Evolutionary Game Theory
[…] By judiciously mixing their strategies, players can always maximize their minimal payoff, or, what amounts to the same, they can minimize their opponent's maximal payoff. This holds for all zero-sum games, where the gain of one player is the other player's loss. […] There is a whiff of pessimism behind such minimax thinking in terms of security levels. By assuming that the coplayer is going to find the most hurtful reply, minimax evaluates strategies according to their worst possible outcome. […] Above all, it credits the adversary with an at least equal amount of intelligence. Countless defeats are due to downplaying the adversary's threat. However, the minimax philosophy works only if the other player is really out to get out. If your win is the other player's loss, this is a reasonable assumption. But there are many situations where the interests are not totally opposed.

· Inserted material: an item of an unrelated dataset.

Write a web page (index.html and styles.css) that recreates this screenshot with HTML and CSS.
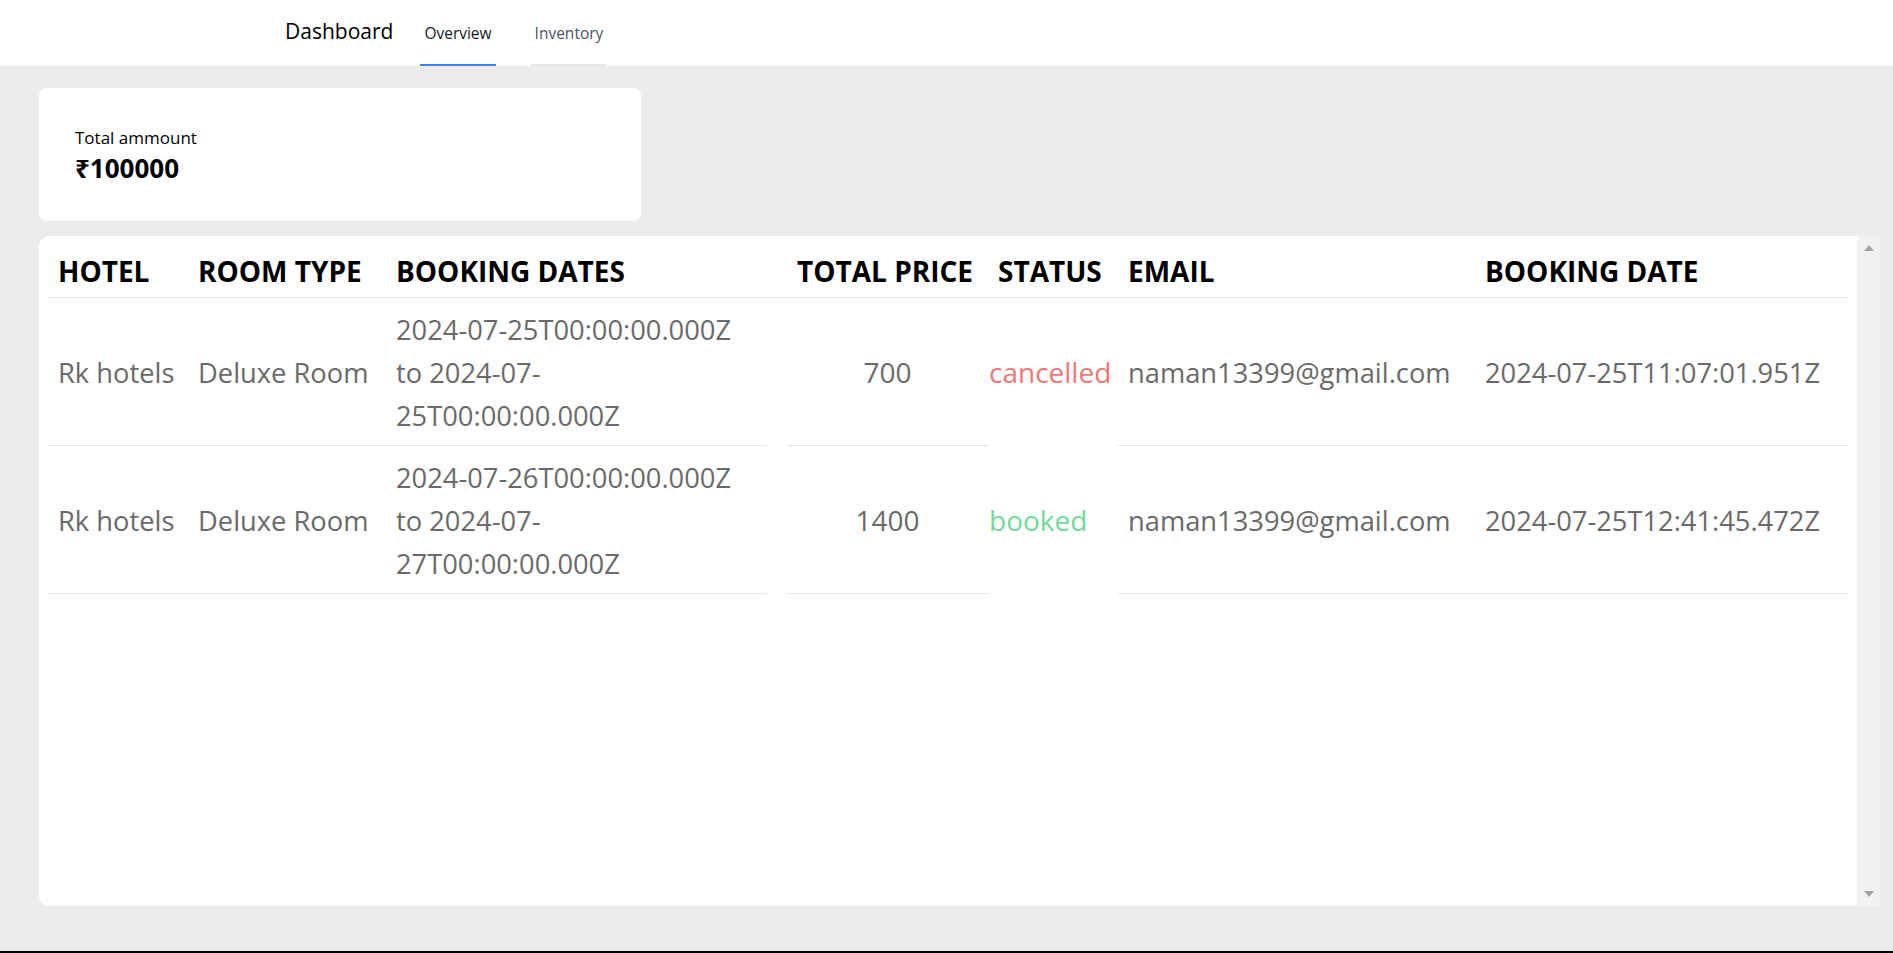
FILE: index.html
```html
<!DOCTYPE html>
<html lang="en">
<head>
<meta charset="utf-8">
<title>Dashboard</title>
<link rel="stylesheet" href="styles.css">
</head>
<body>
<header class="topbar">
  <h1 class="brand">Dashboard</h1>
  <nav class="tabs">
    <a class="tab tab-active">Overview</a>
    <a class="tab">Inventory</a>
  </nav>
</header>
<main class="content">
  <section class="stat-card">
    <p class="stat-label">Total ammount</p>
    <p class="stat-value">₹100000</p>
  </section>
  <section class="table-card">
    <div class="table-wrap">
      <table class="bookings">
        <colgroup>
          <col class="col-hotel"><col class="col-room"><col class="col-dates"><col class="col-price"><col class="col-status"><col class="col-email"><col class="col-created">
        </colgroup>
        <thead>
          <tr>
            <th>HOTEL</th><th>ROOM TYPE</th><th>BOOKING DATES</th><th>TOTAL PRICE</th><th>STATUS</th><th>EMAIL</th><th>BOOKING DATE</th>
          </tr>
        </thead>
        <tbody>
          <tr>
            <td class="nowrap">Rk hotels</td>
            <td class="nowrap">Deluxe Room</td>
            <td class="dates">2024-07-25T00:00:00.000Z<br>to 2024-07-<br>25T00:00:00.000Z</td>
            <td class="price">700</td>
            <td class="status status-cancelled">cancelled</td>
            <td class="nowrap">naman13399@gmail.com</td>
            <td class="nowrap">2024-07-25T11:07:01.951Z</td>
          </tr>
          <tr>
            <td class="nowrap">Rk hotels</td>
            <td class="nowrap">Deluxe Room</td>
            <td class="dates">2024-07-26T00:00:00.000Z<br>to 2024-07-<br>27T00:00:00.000Z</td>
            <td class="price">1400</td>
            <td class="status status-booked">booked</td>
            <td class="nowrap">naman13399@gmail.com</td>
            <td class="nowrap">2024-07-25T12:41:45.472Z</td>
          </tr>
        </tbody>
      </table>
    </div>
    <div class="scrollbar" aria-hidden="true">
      <span class="arrow arrow-up"></span>
      <span class="arrow arrow-down"></span>
    </div>
  </section>
</main>
<div class="window-edge"></div>
</body>
</html>
```
FILE: styles.css
```css
* { box-sizing: border-box; }

html, body { height: 100%; }

body {
  margin: 0;
  font-family: "Open Sans", "Noto Sans", sans-serif;
  background: #ececec;
  color: #000;
  display: flex;
  flex-direction: column;
}

/* ---------- top bar ---------- */
.topbar {
  height: 66px;
  background: #fff;
  display: flex;
  align-items: flex-start;
  padding-left: 285px;
  flex-shrink: 0;
}

.brand {
  margin: 0;
  font-size: 21px;
  font-weight: 400;
  line-height: 62px;
  color: #000;
}

.tabs {
  display: flex;
  gap: 35px;
  margin-left: 27px;
}

.tab {
  display: block;
  padding: 2px 4px 0;
  line-height: 62px;
  font-size: 15.5px;
  color: #4b5563;
  border-bottom: 2px solid #e5e7eb;
  cursor: pointer;
}

.tab-active {
  color: #111827;
  border-bottom-color: #3b82f6;
}

/* ---------- content ---------- */
.content {
  flex: 1;
  padding: 22px 13px 0 39px;
  display: flex;
  flex-direction: column;
  gap: 15px;
}

.stat-card {
  width: 602px;
  background: #fff;
  border-radius: 8px;
  padding: 38px 36px 35px;
}

.stat-card p { margin: 0; }

.stat-label {
  font-size: 17px;
  line-height: 24px;
}

.stat-value {
  font-size: 26px;
  font-weight: 700;
  line-height: 36px;
}

.table-card {
  height: 670px;
  display: flex;
}

.table-wrap {
  flex: 1;
  background: #fff;
  border-radius: 10px 0 0 10px;
  padding: 4px 9px 0;
}

.bookings {
  width: 1800px;
  table-layout: fixed;
  border-collapse: separate;
  border-spacing: 0;
  font-size: 27.3px;
  line-height: 43px;
}

.col-hotel { width: 140px; }
.col-room { width: 198px; }
.col-dates { width: 401px; }
.col-price { width: 201px; }
.col-status { width: 130px; }
.col-email { width: 357px; }
.col-created { width: 373px; }

.bookings th {
  text-align: left;
  font-size: 28px;
  font-weight: 700;
  color: #000;
  white-space: nowrap;
  padding: 10px 10px 4px;
  border-bottom: 1px solid #e6e6e6;
}

.bookings td {
  padding: 10px 10px 9px;
  color: #6a6a6a;
  vertical-align: middle;
  border-bottom: 1px solid #e6e6e6;
}

.bookings td.nowrap { white-space: nowrap; }

.bookings td.dates {
  padding-right: 30px;
  border-bottom: 0;
  background: linear-gradient(#e6e6e6, #e6e6e6) left bottom / calc(100% - 20px) 1px no-repeat;
}

.bookings td.price {
  text-align: center;
  font-size: 28px;
}

.bookings td.status {
  border-bottom: 0;
  padding-left: 1px;
  font-size: 28px;
  white-space: nowrap;
}

.bookings td.status-cancelled { color: #ef7777; }
.bookings td.status-booked { color: #72d99c; }

/* ---------- scrollbar track ---------- */
.scrollbar {
  width: 23px;
  background: #f1f1f1;
  display: flex;
  flex-direction: column;
  justify-content: space-between;
  align-items: center;
  padding: 9px 0;
}

.arrow {
  width: 0;
  height: 0;
  border-left: 5.5px solid transparent;
  border-right: 5.5px solid transparent;
}

.arrow-up { border-bottom: 6px solid #a3a3a3; }
.arrow-down { border-top: 6px solid #a3a3a3; }

.window-edge {
  height: 2px;
  background: #000;
  flex-shrink: 0;
}
```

Even in war, the two parties are likely both to wish to avoid certain outcomes. […] Take the 'Chicken', for instance. While there is plenty of antagonism in this game, the two drivers are not entirely at odds: both agree on not wishing to crash. Where they disagree is on who should do the avoiding. […] How would you play this game? Your worst outcome - the crash - is worst for your adversary too. By swerving, you maximize your minimal payoff. By not swerving, you minimize the opponent's payoff - no longer the same thing. You are in the same position as your adversary, but you should try to do whatever the other does not. Most game theorists agree on 90 per cent as the 'rational' solution, but the argument is somewhat tenuous. (p. 163-164)
We have seen how difficult is to justify why a single such encounter, a player should swerve with 90 per cent probability. But the two players are now supposed to be members of a large population and meet randomly. It makes sense, here, to assume that its members 'swerve' with a probability of 90 per cent. […] Within a population, self-regulation would adjust the average probability of escalation at 10 per cent, because the players now experience the average level of escalation, react to it, and thereby affect it. If most members of a large population adopts it, then no mutant strategy can invade the population.